### REQUIREMENTS
From the listing below, pull out the lines that hold "components".

══ DATA SECTION ══

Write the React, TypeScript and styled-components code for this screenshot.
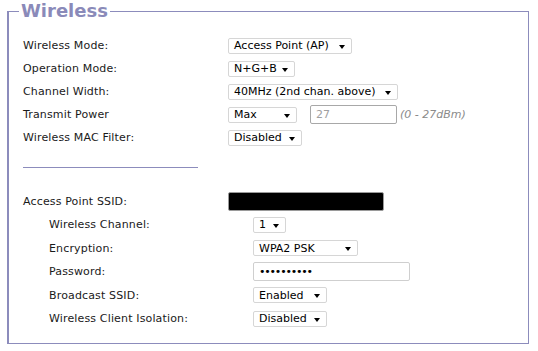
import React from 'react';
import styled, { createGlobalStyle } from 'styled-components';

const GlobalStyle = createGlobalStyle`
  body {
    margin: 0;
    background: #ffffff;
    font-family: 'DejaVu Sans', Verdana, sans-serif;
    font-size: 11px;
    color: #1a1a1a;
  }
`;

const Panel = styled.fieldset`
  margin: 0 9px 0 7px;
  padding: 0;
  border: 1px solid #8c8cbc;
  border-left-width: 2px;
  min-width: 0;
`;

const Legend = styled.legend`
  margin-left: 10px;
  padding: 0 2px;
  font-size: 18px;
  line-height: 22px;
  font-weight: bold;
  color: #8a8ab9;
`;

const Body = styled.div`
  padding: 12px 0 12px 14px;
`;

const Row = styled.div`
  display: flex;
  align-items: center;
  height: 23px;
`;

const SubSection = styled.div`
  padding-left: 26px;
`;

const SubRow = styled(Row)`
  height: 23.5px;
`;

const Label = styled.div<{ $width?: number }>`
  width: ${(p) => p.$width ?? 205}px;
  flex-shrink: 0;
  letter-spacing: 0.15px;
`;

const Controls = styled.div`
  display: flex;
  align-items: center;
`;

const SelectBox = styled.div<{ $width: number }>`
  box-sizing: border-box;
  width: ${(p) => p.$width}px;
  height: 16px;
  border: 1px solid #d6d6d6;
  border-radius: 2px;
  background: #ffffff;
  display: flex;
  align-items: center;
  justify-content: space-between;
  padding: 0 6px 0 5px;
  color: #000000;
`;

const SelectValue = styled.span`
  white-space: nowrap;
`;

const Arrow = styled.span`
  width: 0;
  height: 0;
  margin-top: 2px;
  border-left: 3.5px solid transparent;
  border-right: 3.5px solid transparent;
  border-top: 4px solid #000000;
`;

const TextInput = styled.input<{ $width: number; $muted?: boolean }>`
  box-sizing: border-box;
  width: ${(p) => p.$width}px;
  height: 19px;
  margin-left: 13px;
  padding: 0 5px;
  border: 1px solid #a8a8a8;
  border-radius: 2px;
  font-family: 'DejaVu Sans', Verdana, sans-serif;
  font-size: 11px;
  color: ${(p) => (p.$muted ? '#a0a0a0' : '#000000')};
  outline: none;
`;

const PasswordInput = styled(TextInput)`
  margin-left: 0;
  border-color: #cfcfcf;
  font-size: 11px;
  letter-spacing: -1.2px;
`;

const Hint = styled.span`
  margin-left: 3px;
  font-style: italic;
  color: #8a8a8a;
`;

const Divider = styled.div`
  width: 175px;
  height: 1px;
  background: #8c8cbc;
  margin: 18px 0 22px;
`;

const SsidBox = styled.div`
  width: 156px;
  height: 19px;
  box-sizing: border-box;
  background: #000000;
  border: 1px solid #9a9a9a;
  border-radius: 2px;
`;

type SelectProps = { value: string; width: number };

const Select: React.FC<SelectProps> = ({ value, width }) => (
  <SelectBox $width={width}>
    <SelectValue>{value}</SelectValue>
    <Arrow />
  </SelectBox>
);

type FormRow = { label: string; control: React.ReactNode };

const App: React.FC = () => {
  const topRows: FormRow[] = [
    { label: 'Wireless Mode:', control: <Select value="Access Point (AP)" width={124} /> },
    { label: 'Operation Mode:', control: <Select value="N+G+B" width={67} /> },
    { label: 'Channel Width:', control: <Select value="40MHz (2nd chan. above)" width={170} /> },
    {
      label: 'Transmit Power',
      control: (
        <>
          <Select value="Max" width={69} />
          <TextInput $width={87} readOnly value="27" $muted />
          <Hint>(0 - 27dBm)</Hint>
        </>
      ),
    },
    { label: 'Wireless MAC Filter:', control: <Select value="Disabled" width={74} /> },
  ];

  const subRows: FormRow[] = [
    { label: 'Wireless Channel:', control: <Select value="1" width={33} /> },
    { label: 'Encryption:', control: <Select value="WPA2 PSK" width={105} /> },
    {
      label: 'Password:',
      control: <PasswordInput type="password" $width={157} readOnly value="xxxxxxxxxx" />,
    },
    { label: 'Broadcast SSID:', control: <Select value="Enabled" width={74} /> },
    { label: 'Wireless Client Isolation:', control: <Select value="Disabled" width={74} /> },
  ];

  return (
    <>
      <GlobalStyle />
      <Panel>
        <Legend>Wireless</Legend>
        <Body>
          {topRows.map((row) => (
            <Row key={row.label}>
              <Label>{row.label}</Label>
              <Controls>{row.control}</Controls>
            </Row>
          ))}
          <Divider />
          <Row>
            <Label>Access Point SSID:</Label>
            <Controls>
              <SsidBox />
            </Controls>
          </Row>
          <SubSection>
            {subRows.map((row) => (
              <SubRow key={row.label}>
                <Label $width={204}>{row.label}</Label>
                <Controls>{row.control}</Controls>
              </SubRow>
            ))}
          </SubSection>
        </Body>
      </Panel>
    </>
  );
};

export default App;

═══

### SOLUTION FOR THIS EXERCISE
Write the React, TypeScript and styled-components code for this screenshot.
import styled, { createGlobalStyle } from 'styled-components';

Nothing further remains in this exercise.